JW Kieckhefer, Graduate Assistant
"Being here for now my sixth year, he’s been a big part of my life. He’s guided me from the kid I was coming in here to the man I am today. He taught me to work hard for everything you get and don’t take an opportunity for granted and take advantage of everything you’ve got.
"I think it showed in our resiliency today that we never quit. We worked our butts off to get back into that match and we had the opportunity to win it and that’s just something he always teaches and always preaches. Give yourself an opportunity and try to take advantage and Lindenwood took advantage of it tonight.
"He’s been an amazing part of my life and he’s been an amazing part of my life and something that he’s been able mentor me for a long, long time and I’ll always appreciate that and he’ll always be close to me, no matter what happens."
Lloy Ball, Arnie’s son:
"I don’t know if you can put it into words. People talk about filling the shoes of the predecessor but these are pretty big shoes and I’m not sure if anyone will ever fill them. He started the program, he led the program to seven Final Fours, coached the men’s and women’s team, he’s an icon not only to the university but to the city and the game and, of course, the Ball family. There’s not a bigger hero in my life than Arnie Ball so I’m very proud of him and I look forward to giving him a big hug as soon as we’re done here.
"I think the thousands of student-athletes’ lives he touched. There’s not a day that goes by that says, ‘Hey, Coach Ball! Hey, professor Ball! Hey, Mister Ball! Do you remember me from this or that?’ Just the thousands of young people he helped mentor and put on the right path. That’s his greatest accomplishment, not his wins and losses."

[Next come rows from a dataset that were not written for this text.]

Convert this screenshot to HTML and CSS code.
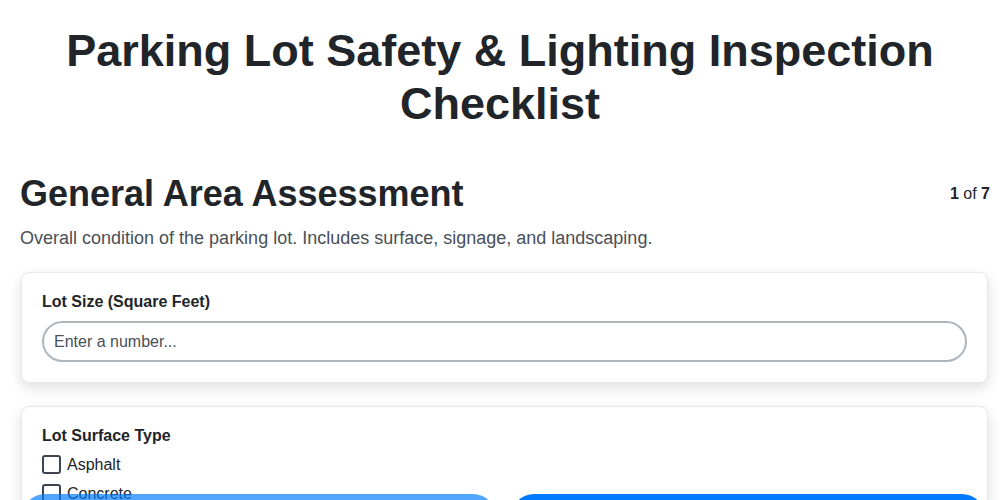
FILE: index.html
```html
<!DOCTYPE html>
<html>
<head>
<meta charset="utf-8">
<link rel="stylesheet" href="styles.css">
</head>
<body>
<div class="page">
  <h1 class="title">Parking Lot Safety &amp; Lighting Inspection Checklist</h1>
  <div class="section-head">
    <h2 class="section-title">General Area Assessment</h2>
    <div class="step"><b>1</b> of <b>7</b></div>
  </div>
  <p class="section-desc">Overall condition of the parking lot. Includes surface, signage, and landscaping.</p>
  <div class="card">
    <label class="field-label">Lot Size (Square Feet)</label>
    <input class="text-input" type="text" placeholder="Enter a number...">
  </div>
  <div class="card">
    <div class="field-label field-label-group">Lot Surface Type</div>
    <label class="check"><span class="box"></span>Asphalt</label>
    <label class="check"><span class="box"></span>Concrete</label>
    <label class="check"><span class="box"></span>Gravel</label>
  </div>
</div>
<div class="footer">
  <button class="btn btn-prev">Previous</button>
  <button class="btn btn-next">Next</button>
</div>
</body>
</html>
```
FILE: styles.css
```css
* { box-sizing: border-box; }
body {
  margin: 0;
  font-family: "Liberation Sans", Arial, sans-serif;
  color: #212529;
  background: #fff;
}
.page {
  padding: 0 10px 0 20px;
}
.title {
  margin: 24px 0 0;
  text-align: center;
  font-size: 45px;
  line-height: 53px;
  font-weight: 700;
  padding: 0 45px 0 35px;
}
.section-head {
  display: flex;
  justify-content: space-between;
  align-items: center;
  margin-top: 42px;
}
.section-title {
  margin: 0;
  font-size: 36px;
  line-height: 44px;
  font-weight: 700;
}
.step {
  font-size: 16px;
  color: #212529;
}
.section-desc {
  margin: 11px 0 23px;
  font-size: 18px;
  line-height: 22px;
  color: #495057;
}
.card {
  margin: 0 2px 23px 1px;
  background: #fff;
  border: 1px solid #e6e6ec;
  border-radius: 8px;
  box-shadow: 0 5px 14px rgba(0,0,0,0.13);
  padding: 20px 20px;
}
.field-label {
  display: block;
  font-size: 16px;
  line-height: 18px;
  font-weight: 700;
  margin-bottom: 10px;
}
.field-label-group { margin-bottom: 5px; }
.text-input {
  display: block;
  width: 100%;
  height: 41px;
  border: 2px solid #adb5bd;
  border-radius: 21px;
  padding: 0 10px;
  font-family: inherit;
  font-size: 16px;
  color: #212529;
  background: #fff;
}
.text-input::placeholder { color: #495057; }
.check {
  display: flex;
  align-items: center;
  font-size: 16px;
  height: 29px;
}
.box {
  width: 19px;
  height: 19px;
  border: 2px solid #3d4451;
  border-radius: 3px;
  margin-right: 6px;
}
.footer {
  position: fixed;
  left: 0;
  right: 0;
  bottom: -40px;
  display: flex;
  gap: 15px;
  padding: 0 15px 0 22px;
}
.btn {
  flex: 1;
  height: 46px;
  border: none;
  border-radius: 23px;
  color: #fff;
  font-family: inherit;
  font-size: 16px;
  font-weight: 700;
}
.btn-prev { background: #007bff; opacity: 0.68; }
.btn-next { background: #007bff; }
```
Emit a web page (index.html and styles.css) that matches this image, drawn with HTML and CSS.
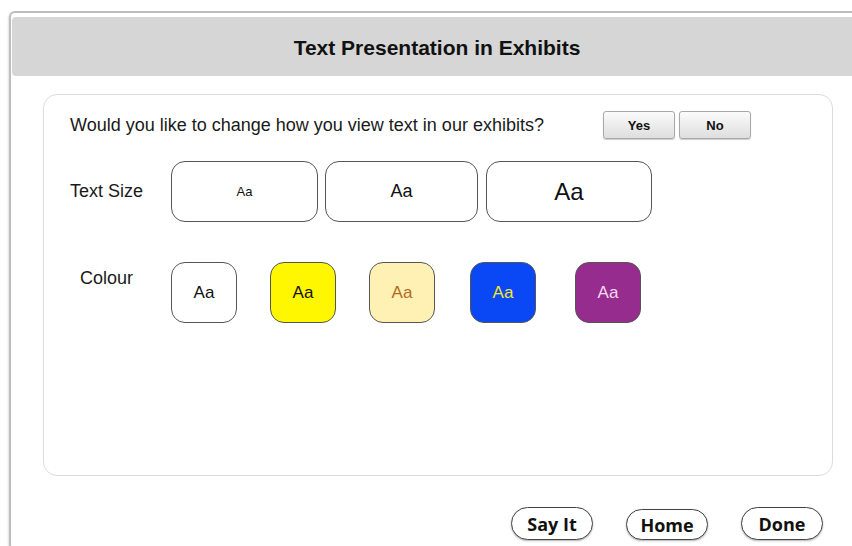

Alex Harthaller, IPFW freshman outside hitter:
"It is an honor to have such a legend as a coach. He’s accomplished so much and he’s a hall of famer and has so many awards and to have him as a mentor this season gave us a lot. You can learn so much from him. He understands this game so well."
Nick Smalter, junior outside hitter:
"He’s really taught me a lot. I’ve learned a lot from him. He’s a great coach and I’ll miss him."